A typical McDonalds visit usually consists of ordering the number of your choice with coke and an extra squirt of ketchup.  The ketchup fiend in me would pump out about 3 to 4 extra cuplets full no matter what actual food I end up with.  Then your brain shuts off as you consume your heart attack and that’s about it.  Let’s be honest, not much really goes down on a typical day under those golden arches.  But the other night at a McDonalds in Bangkok, something happened which its walls probably have never heard before: questions upon questions about God and about His love from a ‘lady of the night’. 

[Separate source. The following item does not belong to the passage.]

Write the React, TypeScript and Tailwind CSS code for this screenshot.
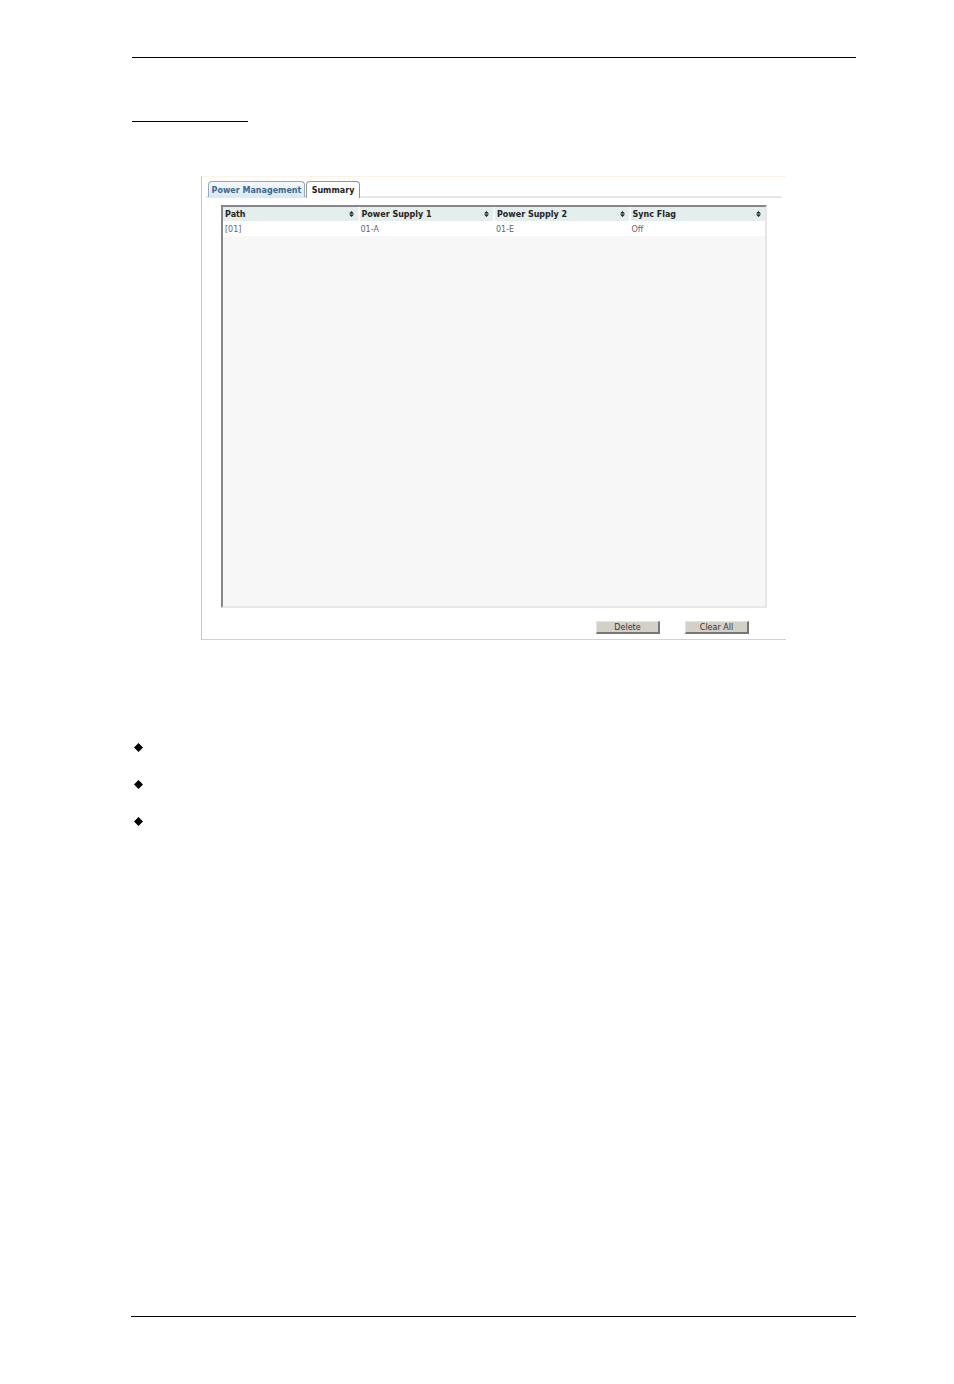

Enthusiasm lit up her face with each question about Scripture and delighted in each gentle response she received.  She told in Thai how she never understood what ‘peace’ could be until the other night she was prayed over and how a calming blanket enveloped her like a divine hush to the soul.  Now she sat with expressive eyes and a captivating beauty that enhanced by her passionate inquiry of faith.  She expressed desires to forgive; especially to her enemies because she knows Christ wants her to be free.  Though she doesn’t want to forgive, something inside her does and It longs to give something in return.  Two hours or so pass at the table.  During that time I’m overhearing her conversation with one of the bilingual missionaries who’s been on the field longterm.  Frankly exhausted and hardly able to remain conscious after having longer than a 12 hour day in this kind of ministry.  I was thankful for the opportunity but I wanted my bed.
 
And then I hear, “She’s getting it, that God’s love is much greater than anything she’s known from the people around her.  Let’s pray that she will experience His love right now like she felt His peace the other night through prayer.”   I forced my eyes open and once we began praying I had an extraordinary ability to focus on the prayer and the requests I lifted up.  The four of us prayed fervently in that place.  An uncommon location to voice such requests.  Then we all finish praying and listen.  She says, “Something like wind moved through me. -she pointed-  It felt like wind.” 
 
The word for wind in Hebrew also is the same word used for Holy Spirit and breath — the word is ‘ruah’.  The word for wind in Greek also is the same word used for Holy Spirit and breath — the word is ‘numa’.  Very few Christians in the world know this, let alone a very young believer who is newly aquainted with the Bible (Pra cumpee in Thai which means God’s word).  The Holy Spirit stirred in her and produced such a rich sense of joy and understanding of Christ’s love at that time, that it’s hard to deny what happened there.  How would she know about wind being in relation to the Holy Spirit?  Why would she make a reference to wind at such a time that we were praying for her to be moved by God’s spirit?     
 
If you’d ask her, she’d tell you with bright eyes that something is changing in her.  That she understands things about God’s character that based off of worldly logic, she shouldn’t be able to; since she hasn’t had done studies of the Bible.  But yet wisdom is being divinely imparted to her.  If you ask her what she feels about it all, I think she’d say, “I want to know more and experience Him because what He has for me is better.  It is something good.” 
 
This lovely woman is someone most would call a prostitute whose nightly work stigmatizes who she is to many.  Looking at Luke 7:36-50 where the woman of the night uses her tears and hair to wash the feet of Jesus makes me think immediately of her love and longing for Him.  (I would have liked to share a picture of her but due to confidentiality, I won’t be posting a picture.)
 
You think you’ve out-sinned the love of God?  Think again.